I envied the student for the challenges ahead and silently wished him well. I wanted to radio and tell him so, but thought it might distract him in his conquests.

Where will he go with his flying? Will he be one of so many who learn to fly and then get bored and quit? Can he even afford to keep flying after he achieves his license? I hope so. I like pilots and would like to see more of them.

I sailed the Giant back to Kirkby Field completely enraptured with airplanes and flight. Occasionally, I’d giggle to myself just from pure joy. For a couple of moments I could hardly believe my luck being up there flying – and in my own airplane, too! Grinning incessantly, I hauled the Giant around Kirkby’s circuit a couple of times, telling myself I needed the practice. Truth is, I just didn’t want it to end.

My first approach was way too fast and I touched long, but with barely a tremor from the landing gear. Very pleasing, that. Ultralight pilots, though, admire short landings more than smooth ones. It’s neither vanity nor exhibitionism. At the places we land such skill might one day separate a pilot from his demise. There’s never been a runway that’s too long.

My next landing was a peach. I set the Giant down firmly and still made the intersection turn-off a few hundred feet from the button. I remained completely saturated in satisfaction and contentment as I taxied the Giant in.

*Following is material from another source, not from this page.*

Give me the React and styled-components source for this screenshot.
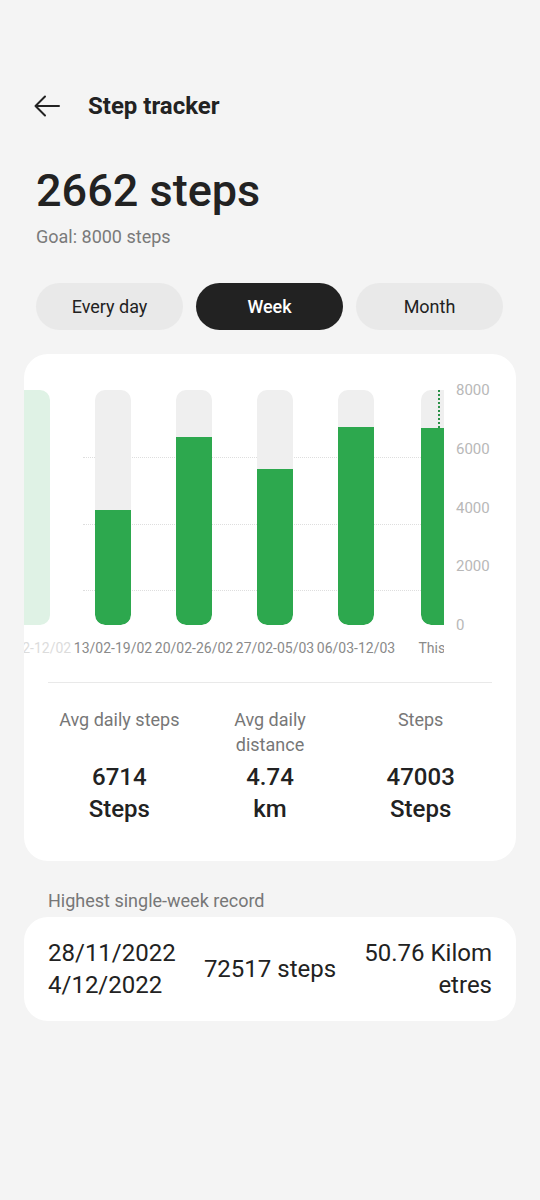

It dawned on me for the millionth time – this must be what it was like. This has to be how the barnstormers felt as they cast themselves to the clouds and lived on the wind. They’d have revelled in the absolute wonder and freedom of just being up there flying. They’d feel giddy and thrilled, knowing they’d just lived a whole minute in the sky and were about to do so all over again. And every breath they took aloft would be the most precious they’d ever drawn. I just know they felt that way. My God, how could they not?